## start Data

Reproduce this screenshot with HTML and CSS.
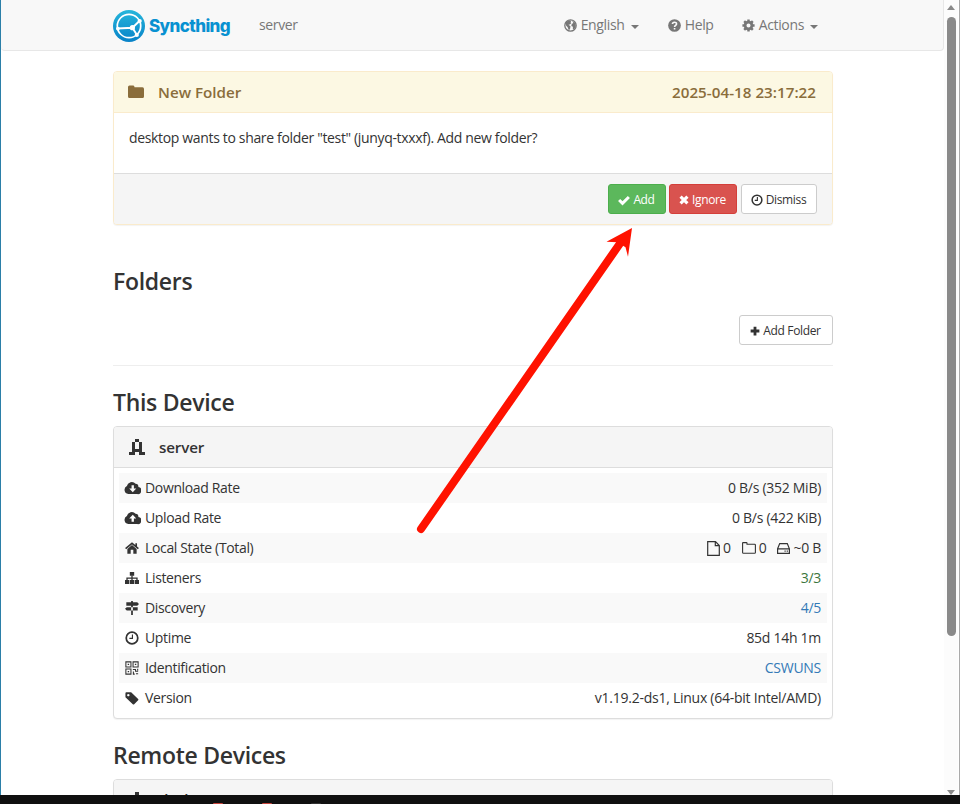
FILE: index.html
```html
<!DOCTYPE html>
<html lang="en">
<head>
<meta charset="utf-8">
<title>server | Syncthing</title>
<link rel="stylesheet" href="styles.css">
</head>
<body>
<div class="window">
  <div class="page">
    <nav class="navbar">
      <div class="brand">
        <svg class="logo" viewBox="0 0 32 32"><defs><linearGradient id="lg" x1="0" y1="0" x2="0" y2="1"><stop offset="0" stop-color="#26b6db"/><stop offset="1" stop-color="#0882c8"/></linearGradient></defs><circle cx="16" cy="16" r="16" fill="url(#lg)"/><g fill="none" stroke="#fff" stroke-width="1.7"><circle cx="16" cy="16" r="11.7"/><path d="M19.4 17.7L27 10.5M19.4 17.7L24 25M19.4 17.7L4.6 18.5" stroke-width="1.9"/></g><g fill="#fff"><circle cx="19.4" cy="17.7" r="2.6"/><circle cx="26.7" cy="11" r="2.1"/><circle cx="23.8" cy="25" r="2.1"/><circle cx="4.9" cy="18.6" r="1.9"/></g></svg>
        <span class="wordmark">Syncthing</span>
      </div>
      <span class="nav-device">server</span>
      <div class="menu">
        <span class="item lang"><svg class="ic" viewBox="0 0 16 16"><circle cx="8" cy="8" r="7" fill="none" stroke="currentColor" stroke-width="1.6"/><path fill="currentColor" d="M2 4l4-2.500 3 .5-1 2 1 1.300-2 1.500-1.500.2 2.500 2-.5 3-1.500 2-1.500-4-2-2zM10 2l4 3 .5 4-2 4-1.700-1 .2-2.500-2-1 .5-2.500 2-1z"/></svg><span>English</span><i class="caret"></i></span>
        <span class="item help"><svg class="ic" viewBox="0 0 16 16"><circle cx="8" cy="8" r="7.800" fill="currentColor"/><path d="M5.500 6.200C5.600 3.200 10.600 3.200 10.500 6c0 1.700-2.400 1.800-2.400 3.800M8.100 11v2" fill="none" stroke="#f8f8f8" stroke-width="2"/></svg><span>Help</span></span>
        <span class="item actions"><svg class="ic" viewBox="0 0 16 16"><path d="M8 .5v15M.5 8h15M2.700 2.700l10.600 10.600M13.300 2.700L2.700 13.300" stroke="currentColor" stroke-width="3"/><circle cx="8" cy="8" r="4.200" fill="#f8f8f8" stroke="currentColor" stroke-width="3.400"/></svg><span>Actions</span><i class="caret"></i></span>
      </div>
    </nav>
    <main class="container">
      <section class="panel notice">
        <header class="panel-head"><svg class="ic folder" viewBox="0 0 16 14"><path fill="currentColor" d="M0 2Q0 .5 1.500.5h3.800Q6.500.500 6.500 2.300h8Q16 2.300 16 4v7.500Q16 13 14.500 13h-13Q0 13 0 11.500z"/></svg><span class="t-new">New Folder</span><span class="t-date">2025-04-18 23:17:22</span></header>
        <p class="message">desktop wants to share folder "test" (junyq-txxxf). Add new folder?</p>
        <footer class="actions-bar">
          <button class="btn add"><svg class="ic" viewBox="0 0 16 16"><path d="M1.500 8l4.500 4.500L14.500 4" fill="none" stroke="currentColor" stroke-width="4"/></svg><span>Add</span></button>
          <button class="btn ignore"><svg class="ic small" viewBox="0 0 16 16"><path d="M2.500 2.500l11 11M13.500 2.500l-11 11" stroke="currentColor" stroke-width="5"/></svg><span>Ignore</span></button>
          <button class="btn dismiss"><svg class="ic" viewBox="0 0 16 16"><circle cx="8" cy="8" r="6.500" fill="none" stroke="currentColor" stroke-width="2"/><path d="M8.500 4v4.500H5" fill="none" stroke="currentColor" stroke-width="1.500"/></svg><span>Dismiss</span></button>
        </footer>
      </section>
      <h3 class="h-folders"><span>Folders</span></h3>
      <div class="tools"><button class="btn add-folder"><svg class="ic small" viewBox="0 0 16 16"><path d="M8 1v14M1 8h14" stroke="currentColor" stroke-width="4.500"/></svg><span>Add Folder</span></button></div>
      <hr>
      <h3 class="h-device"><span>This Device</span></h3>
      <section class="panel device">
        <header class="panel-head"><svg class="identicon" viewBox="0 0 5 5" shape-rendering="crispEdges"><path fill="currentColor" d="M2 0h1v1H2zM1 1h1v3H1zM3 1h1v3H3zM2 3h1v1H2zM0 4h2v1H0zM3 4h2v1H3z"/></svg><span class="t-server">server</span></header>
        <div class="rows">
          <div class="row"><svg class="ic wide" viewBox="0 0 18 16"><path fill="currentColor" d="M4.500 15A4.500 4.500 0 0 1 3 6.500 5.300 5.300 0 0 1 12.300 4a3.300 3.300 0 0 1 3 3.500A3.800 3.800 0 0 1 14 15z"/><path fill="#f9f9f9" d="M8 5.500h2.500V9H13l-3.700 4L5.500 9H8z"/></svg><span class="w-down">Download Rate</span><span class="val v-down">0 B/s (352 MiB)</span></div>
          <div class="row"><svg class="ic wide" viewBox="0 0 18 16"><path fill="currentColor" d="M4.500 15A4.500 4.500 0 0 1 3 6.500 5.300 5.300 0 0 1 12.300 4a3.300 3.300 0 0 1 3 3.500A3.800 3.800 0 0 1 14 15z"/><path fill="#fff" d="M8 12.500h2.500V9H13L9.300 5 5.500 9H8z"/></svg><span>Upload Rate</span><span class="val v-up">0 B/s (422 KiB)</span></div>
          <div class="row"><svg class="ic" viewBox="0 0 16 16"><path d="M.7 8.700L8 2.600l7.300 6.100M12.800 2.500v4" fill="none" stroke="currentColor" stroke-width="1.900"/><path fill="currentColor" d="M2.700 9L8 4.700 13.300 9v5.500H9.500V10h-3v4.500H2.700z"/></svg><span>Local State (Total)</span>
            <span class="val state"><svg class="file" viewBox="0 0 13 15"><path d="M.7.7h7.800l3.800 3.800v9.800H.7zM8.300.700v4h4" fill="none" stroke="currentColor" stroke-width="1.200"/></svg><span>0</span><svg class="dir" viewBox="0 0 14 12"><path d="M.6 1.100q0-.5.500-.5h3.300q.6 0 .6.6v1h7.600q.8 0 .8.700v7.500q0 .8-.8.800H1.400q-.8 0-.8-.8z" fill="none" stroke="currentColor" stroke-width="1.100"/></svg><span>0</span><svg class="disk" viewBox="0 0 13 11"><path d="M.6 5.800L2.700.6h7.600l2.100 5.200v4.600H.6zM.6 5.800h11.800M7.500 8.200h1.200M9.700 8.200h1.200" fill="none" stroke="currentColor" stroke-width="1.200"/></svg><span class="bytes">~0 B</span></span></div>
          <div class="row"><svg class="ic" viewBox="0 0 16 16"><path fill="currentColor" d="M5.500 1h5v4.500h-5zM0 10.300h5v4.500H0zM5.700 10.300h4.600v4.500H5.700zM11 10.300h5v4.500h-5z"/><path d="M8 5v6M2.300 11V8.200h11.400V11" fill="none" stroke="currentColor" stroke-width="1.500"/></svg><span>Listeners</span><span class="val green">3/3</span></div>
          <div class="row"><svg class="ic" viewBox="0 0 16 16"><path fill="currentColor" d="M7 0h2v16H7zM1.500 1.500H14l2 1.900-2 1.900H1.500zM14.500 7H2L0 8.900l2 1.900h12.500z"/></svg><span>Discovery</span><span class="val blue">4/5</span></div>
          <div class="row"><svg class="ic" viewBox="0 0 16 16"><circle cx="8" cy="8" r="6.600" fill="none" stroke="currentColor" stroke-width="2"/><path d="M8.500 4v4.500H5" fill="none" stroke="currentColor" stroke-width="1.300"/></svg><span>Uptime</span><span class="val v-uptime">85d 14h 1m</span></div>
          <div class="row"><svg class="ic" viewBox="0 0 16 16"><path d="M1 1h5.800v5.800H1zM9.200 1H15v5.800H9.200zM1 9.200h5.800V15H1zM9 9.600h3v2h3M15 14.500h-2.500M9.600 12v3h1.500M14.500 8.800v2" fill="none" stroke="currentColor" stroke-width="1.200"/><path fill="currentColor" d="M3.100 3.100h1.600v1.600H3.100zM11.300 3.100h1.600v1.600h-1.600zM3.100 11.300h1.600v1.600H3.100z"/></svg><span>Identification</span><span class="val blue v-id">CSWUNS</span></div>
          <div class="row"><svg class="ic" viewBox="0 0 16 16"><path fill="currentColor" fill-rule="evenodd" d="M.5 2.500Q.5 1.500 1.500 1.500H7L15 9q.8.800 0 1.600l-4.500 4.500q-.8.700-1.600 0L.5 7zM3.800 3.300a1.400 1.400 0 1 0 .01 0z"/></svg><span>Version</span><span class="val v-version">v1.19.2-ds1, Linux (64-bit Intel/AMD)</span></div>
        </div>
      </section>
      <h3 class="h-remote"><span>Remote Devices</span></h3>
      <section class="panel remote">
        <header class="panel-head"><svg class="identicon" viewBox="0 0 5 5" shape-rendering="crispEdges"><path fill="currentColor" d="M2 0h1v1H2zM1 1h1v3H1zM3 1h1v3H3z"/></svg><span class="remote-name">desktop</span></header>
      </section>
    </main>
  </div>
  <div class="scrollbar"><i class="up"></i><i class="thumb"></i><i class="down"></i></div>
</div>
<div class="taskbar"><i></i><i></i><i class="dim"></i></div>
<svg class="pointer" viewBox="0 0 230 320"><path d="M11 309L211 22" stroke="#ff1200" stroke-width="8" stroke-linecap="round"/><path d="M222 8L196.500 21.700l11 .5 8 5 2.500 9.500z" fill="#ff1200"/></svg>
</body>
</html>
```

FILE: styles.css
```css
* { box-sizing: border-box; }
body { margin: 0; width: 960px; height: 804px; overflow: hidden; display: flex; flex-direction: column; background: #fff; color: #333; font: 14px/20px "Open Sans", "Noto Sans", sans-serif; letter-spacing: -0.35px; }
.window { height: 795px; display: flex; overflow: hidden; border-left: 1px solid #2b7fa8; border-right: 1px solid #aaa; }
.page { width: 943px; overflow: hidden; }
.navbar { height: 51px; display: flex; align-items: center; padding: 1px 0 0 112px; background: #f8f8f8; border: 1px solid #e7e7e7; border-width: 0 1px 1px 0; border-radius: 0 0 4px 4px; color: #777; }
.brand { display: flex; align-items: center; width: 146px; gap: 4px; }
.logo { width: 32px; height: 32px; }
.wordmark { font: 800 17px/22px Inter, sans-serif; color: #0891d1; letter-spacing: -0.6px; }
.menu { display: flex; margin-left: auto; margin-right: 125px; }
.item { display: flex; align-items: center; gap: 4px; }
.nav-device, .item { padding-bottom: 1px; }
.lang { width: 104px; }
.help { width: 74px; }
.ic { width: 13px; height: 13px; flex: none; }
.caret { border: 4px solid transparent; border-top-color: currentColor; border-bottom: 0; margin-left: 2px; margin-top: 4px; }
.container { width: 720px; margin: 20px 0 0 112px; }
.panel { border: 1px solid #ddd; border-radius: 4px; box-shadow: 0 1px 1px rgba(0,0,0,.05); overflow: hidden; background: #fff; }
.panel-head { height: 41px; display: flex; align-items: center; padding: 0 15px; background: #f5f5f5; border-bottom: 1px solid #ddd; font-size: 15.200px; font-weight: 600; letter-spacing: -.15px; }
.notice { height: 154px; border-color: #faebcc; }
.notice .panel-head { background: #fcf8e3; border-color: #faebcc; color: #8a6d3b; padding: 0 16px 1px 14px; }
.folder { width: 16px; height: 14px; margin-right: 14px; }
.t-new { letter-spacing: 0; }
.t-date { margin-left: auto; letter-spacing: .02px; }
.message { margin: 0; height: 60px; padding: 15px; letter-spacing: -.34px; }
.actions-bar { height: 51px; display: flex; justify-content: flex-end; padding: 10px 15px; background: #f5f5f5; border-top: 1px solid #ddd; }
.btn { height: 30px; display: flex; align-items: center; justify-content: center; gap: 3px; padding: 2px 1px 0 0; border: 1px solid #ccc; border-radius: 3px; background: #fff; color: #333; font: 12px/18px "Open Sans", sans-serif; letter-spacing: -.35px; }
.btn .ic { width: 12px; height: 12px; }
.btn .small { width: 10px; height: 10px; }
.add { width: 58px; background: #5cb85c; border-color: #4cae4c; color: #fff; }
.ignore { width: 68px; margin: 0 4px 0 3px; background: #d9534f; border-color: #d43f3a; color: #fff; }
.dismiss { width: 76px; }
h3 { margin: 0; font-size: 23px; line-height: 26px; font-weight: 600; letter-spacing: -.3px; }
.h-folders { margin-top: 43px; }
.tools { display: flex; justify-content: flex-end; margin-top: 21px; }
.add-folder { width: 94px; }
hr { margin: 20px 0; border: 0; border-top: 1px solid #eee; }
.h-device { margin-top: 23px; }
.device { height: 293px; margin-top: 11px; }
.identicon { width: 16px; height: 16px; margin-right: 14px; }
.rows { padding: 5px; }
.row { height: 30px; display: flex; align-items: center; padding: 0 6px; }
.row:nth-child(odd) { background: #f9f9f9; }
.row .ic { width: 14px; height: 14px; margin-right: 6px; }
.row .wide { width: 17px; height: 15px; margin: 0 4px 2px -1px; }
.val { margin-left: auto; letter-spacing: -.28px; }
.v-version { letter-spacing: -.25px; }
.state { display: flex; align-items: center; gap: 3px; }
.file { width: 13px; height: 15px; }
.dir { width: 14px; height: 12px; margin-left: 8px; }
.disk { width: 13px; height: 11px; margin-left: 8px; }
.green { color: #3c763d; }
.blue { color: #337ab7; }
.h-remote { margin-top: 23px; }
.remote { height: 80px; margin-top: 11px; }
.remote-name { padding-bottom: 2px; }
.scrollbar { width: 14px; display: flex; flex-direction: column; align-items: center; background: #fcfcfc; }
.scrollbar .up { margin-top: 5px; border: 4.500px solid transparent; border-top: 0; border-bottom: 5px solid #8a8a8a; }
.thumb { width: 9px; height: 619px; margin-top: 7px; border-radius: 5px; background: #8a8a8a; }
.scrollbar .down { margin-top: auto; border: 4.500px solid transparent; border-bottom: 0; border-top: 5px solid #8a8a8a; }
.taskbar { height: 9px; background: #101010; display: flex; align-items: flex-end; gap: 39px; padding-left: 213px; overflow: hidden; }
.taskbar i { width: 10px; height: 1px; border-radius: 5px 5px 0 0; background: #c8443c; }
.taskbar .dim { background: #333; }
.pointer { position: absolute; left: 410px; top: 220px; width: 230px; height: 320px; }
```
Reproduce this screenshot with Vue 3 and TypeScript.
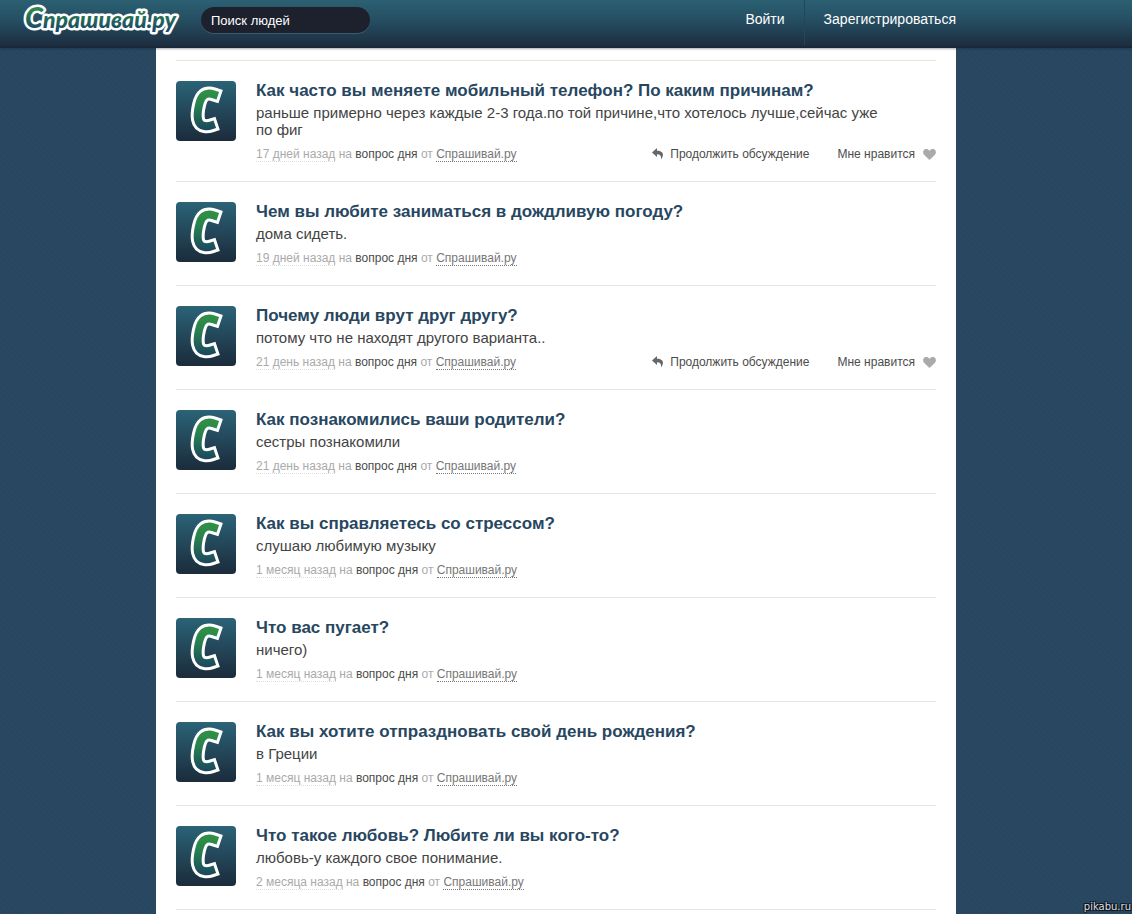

## end Data

**Goal of the exercise:**
Gather each line from the listing above that holds "Reproduce".

**Task response:**
Reproduce this screenshot with HTML and CSS.
Reproduce this screenshot with Vue 3 and TypeScript.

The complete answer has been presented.